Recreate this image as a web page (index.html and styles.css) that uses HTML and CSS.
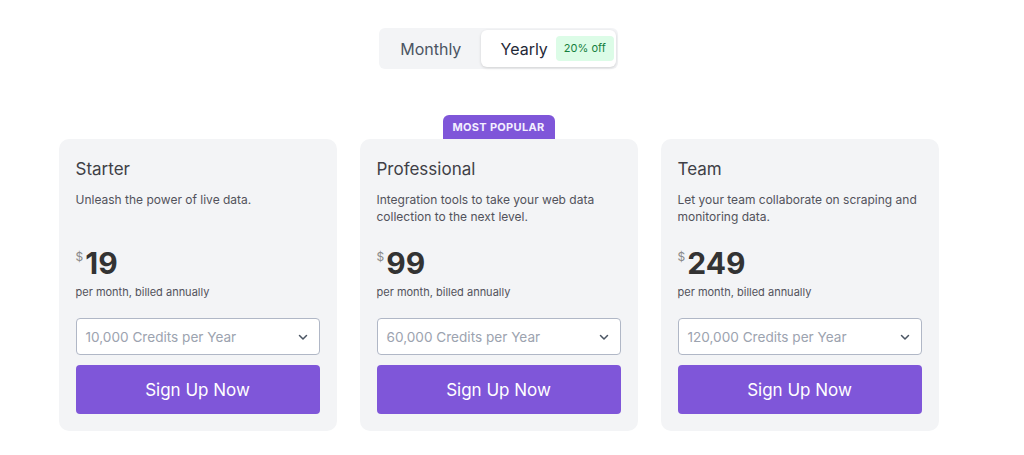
FILE: index.html
```html
<!DOCTYPE html>
<html lang="en">
<head>
  <meta charset="UTF-8">
  <meta name="viewport" content="width=device-width, initial-scale=1.0">
  <title>Pricing</title>
  <link rel="stylesheet" href="styles.css">
</head>
<body>
  <div class="pricing">
    <!-- Billing toggle -->
    <div class="toggle">
      <button class="toggle-option">Monthly</button>
      <button class="toggle-option active">Yearly <span class="discount">20% off</span></button>
    </div>

    <!-- Plans -->
    <div class="plans">
      <div class="plan">
        <h3 class="plan-name">Starter</h3>
        <p class="plan-desc">Unleash the power of live data.</p>
        <div class="price"><span class="currency">$</span>19</div>
        <p class="billing">per month, billed annually</p>
        <div class="select">10,000 Credits per Year
          <svg class="chevron" width="12" height="12" viewBox="0 0 12 12"><path d="M2.5 4.5 6 8l3.5-3.5" fill="none" stroke="#4b5563" stroke-width="1.5" stroke-linecap="round" stroke-linejoin="round"/></svg>
        </div>
        <button class="signup">Sign Up Now</button>
      </div>

      <div class="plan popular">
        <span class="popular-tag">MOST POPULAR</span>
        <h3 class="plan-name">Professional</h3>
        <p class="plan-desc">Integration tools to take your web data collection to the next level.</p>
        <div class="price"><span class="currency">$</span>99</div>
        <p class="billing">per month, billed annually</p>
        <div class="select">60,000 Credits per Year
          <svg class="chevron" width="12" height="12" viewBox="0 0 12 12"><path d="M2.5 4.5 6 8l3.5-3.5" fill="none" stroke="#4b5563" stroke-width="1.5" stroke-linecap="round" stroke-linejoin="round"/></svg>
        </div>
        <button class="signup">Sign Up Now</button>
      </div>

      <div class="plan">
        <h3 class="plan-name">Team</h3>
        <p class="plan-desc">Let your team collaborate on scraping and monitoring data.</p>
        <div class="price"><span class="currency">$</span>249</div>
        <p class="billing">per month, billed annually</p>
        <div class="select">120,000 Credits per Year
          <svg class="chevron" width="12" height="12" viewBox="0 0 12 12"><path d="M2.5 4.5 6 8l3.5-3.5" fill="none" stroke="#4b5563" stroke-width="1.5" stroke-linecap="round" stroke-linejoin="round"/></svg>
        </div>
        <button class="signup">Sign Up Now</button>
      </div>
    </div>
  </div>
</body>
</html>
```

FILE: styles.css
```css
body {
  margin: 0;
  background: #fff;
  font-family: Inter, "Noto Sans", sans-serif;
  color: #374151;
}

.pricing {
  width: 881px;
  margin-left: 58px;
  padding-top: 28px;
  display: flex;
  flex-direction: column;
  align-items: center;
}

.toggle {
  display: flex;
  background: #f3f4f6;
  border-radius: 6px;
  padding: 2px;
  width: 239px;
  height: 41px;
  box-sizing: border-box;
}

.toggle-option {
  border: none;
  background: transparent;
  font-family: inherit;
  font-size: 16px;
  color: #4b5563;
  padding: 0;
  width: 100px;
  display: flex;
  align-items: center;
  justify-content: center;
  border-radius: 6px;
}

.toggle-option.active {
  width: 136px;
  background: #fff;
  color: #1f2937;
  box-shadow: 0 1px 3px rgba(0, 0, 0, 0.15);
  gap: 8px;
  justify-content: flex-start;
  padding-left: 20px;
  white-space: nowrap;
}

.discount {
  background: #dcfce7;
  color: #15803d;
  font-size: 11px;
  border-radius: 4px;
  padding: 0 8px;
  height: 25px;
  line-height: 25px;
  white-space: nowrap;
}

.plans {
  display: flex;
  gap: 23px;
  margin-top: 70px;
}

.plan {
  position: relative;
  width: 278px;
  height: 292px;
  box-sizing: border-box;
  background: #f3f4f6;
  border-radius: 10px;
  padding: 17px;
  display: flex;
  flex-direction: column;
}

.popular-tag {
  position: absolute;
  top: -24px;
  left: 50%;
  transform: translateX(-50%);
  width: 112px;
  height: 24px;
  line-height: 24px;
  text-align: center;
  background: #7f56d9;
  color: #f3efff;
  font-size: 11px;
  font-weight: 700;
  letter-spacing: 0.3px;
  border-radius: 6px 6px 0 0;
}

.plan-name {
  margin: 1px 0 0;
  font-size: 17px;
  font-weight: 400;
  line-height: 24px;
  color: #3f3f46;
}

.plan-desc {
  margin: 10px 0 0;
  font-size: 12px;
  line-height: 17px;
  min-height: 34px;
  color: #52525b;
}

.price {
  margin-top: 20px;
  font-size: 30px;
  font-weight: 700;
  line-height: 36px;
  color: #333;
}

.currency {
  font-size: 12px;
  font-weight: 400;
  color: #8a8a8a;
  vertical-align: top;
  position: relative;
  top: -6px;
  margin-right: 2px;
}

.billing {
  margin: 3px 0 0;
  font-size: 11px;
  line-height: 16px;
  color: #52525b;
}

.select {
  margin-top: 18px;
  height: 37px;
  box-sizing: border-box;
  border: 1px solid #b0b7c6;
  border-radius: 4px;
  background: #fff;
  display: flex;
  align-items: center;
  justify-content: space-between;
  padding: 0 10px 0 9px;
  font-size: 13.6px;
  color: #9ca3af;
}

.signup {
  margin-top: 10px;
  height: 49px;
  border: none;
  border-radius: 4px;
  background: #7f56d9;
  color: #fff;
  font-family: inherit;
  font-size: 17px;
}
```
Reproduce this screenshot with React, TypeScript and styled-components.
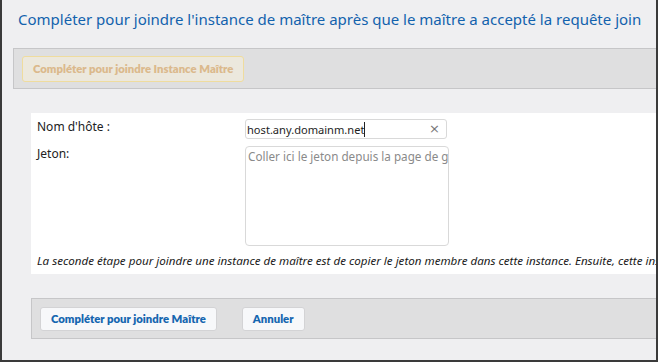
import React from "react";
import styled, { createGlobalStyle } from "styled-components";

const Global = createGlobalStyle`
  html, body { margin: 0; padding: 0; background: #efeff1; }
  body { font-family: "Noto Sans", "Open Sans", sans-serif; }
  * { box-sizing: border-box; }
`;

const Frame = styled.div`
  width: 658px;
  height: 362px;
  background: #efeff1;
  border-left: 2px solid #3a3a3a;
  border-right: 2px solid #3a3a3a;
  border-bottom: 2px solid #3a3a3a;
  padding-left: 11px;
  overflow: hidden;
  display: flex;
  flex-direction: column;
`;

const Title = styled.h1`
  margin: 0;
  padding: 8px 0 0 5px;
  height: 48px;
  font-family: "Noto Sans", sans-serif;
  font-weight: 400;
  font-size: 15px;
  line-height: 22px;
  color: #1262ad;
  white-space: nowrap;
`;

const Toolbar = styled.div<{ $inset?: number }>`
  margin-left: ${(p) => p.$inset ?? 0}px;
  height: 41px;
  background: #dfdfe0;
  border-top: 1px solid #c6c6c8;
  border-bottom: 1px solid #c6c6c8;
  border-left: 1px solid #c6c6c8;
  display: flex;
  align-items: center;
  gap: 25px;
  padding-left: 8px;
  flex-shrink: 0;
`;

const Button = styled.button<{ $disabled?: boolean }>`
  height: ${(p) => (p.$disabled ? 26 : 24)}px;
  padding: 0 10px;
  border-radius: 3px;
  font-family: "Lato", "Noto Sans", sans-serif;
  font-weight: 800;
  font-size: 11.3px;
  white-space: nowrap;
  cursor: ${(p) => (p.$disabled ? "default" : "pointer")};
  background: ${(p) => (p.$disabled ? "#ece8dd" : "#f7f8fa")};
  border: 1px solid ${(p) => (p.$disabled ? "#efdc9e" : "#d3d3d5")};
  color: ${(p) => (p.$disabled ? "#dbb98c" : "#1566b0")};
`;

const Section = styled.div`
  padding: 24px 0 0 18px;
  flex-shrink: 0;
`;

const Panel = styled.div`
  background: #ffffff;
  height: 161px;
  padding: 6px 0 0 6px;
  display: grid;
  grid-template-columns: 208px 1fr;
  grid-template-rows: 20px 100px auto;
  row-gap: 7px;
  overflow: hidden;
`;

const Label = styled.label`
  font-family: "Noto Sans", sans-serif;
  font-size: 12px;
  line-height: 16px;
  color: #222;
`;

const InputWrap = styled.div`
  position: relative;
  width: 202px;
  height: 20px;
  border: 1px solid #d9d9d9;
  border-radius: 3px;
  display: flex;
  align-items: center;
  padding-left: 1px;
`;

const TextValue = styled.span`
  font-family: "Noto Sans", sans-serif;
  font-size: 11.1px;
  color: #1e1e1e;
  border-right: 1px solid #222;
  line-height: 15px;
`;

const Clear = styled.span`
  position: absolute;
  right: 6px;
  top: 1px;
  font-size: 13px;
  color: #777;
  font-family: "DejaVu Sans", sans-serif;
  line-height: 16px;
`;

const TextArea = styled.textarea`
  width: 204px;
  height: 100px;
  border: 1px solid #d9d9d9;
  border-radius: 4px;
  resize: none;
  overflow: hidden;
  padding: 1px 2px;
  font-family: "Noto Sans", sans-serif;
  font-size: 11.7px;
  line-height: 17px;
  outline: none;
  &::placeholder { color: #8a8a8a; }
`;

const Note = styled.p`
  grid-column: 1 / span 2;
  margin: 0;
  font-family: "Noto Sans", sans-serif;
  font-style: italic;
  font-size: 11.6px;
  line-height: 16px;
  color: #1a1a1a;
  white-space: nowrap;
`;

const Spacer = styled.div`
  height: 24px;
  flex-shrink: 0;
`;

export default function App() {
  return (
    <>
      <Global />
      <Frame>
        <Title>Compléter pour joindre l'instance de maître après que le maître a accepté la requête join</Title>
        <Toolbar>
          <Button $disabled disabled>Compléter pour joindre Instance Maître</Button>
        </Toolbar>
        <Section>
          <Panel>
            <Label>Nom d'hôte :</Label>
            <InputWrap>
              <TextValue>host.any.domainm.net</TextValue>
              <Clear>×</Clear>
            </InputWrap>
            <Label>Jeton:</Label>
            <TextArea wrap="off" placeholder="Coller ici le jeton depuis la page de gestion du cluster" />
            <Note>
              La seconde étape pour joindre une instance de maître est de copier le jeton membre dans cette instance. Ensuite, cette instance sera ajoutée au cluster.
            </Note>
          </Panel>
        </Section>
        <Spacer />
        <Toolbar $inset={18}>
          <Button>Compléter pour joindre Maître</Button>
          <Button>Annuler</Button>
        </Toolbar>
      </Frame>
    </>
  );
}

__________

▶ **Challenge**
Report how many lines in this data include the string "styles", and nothing else.

▶ **Response for this exercise**
3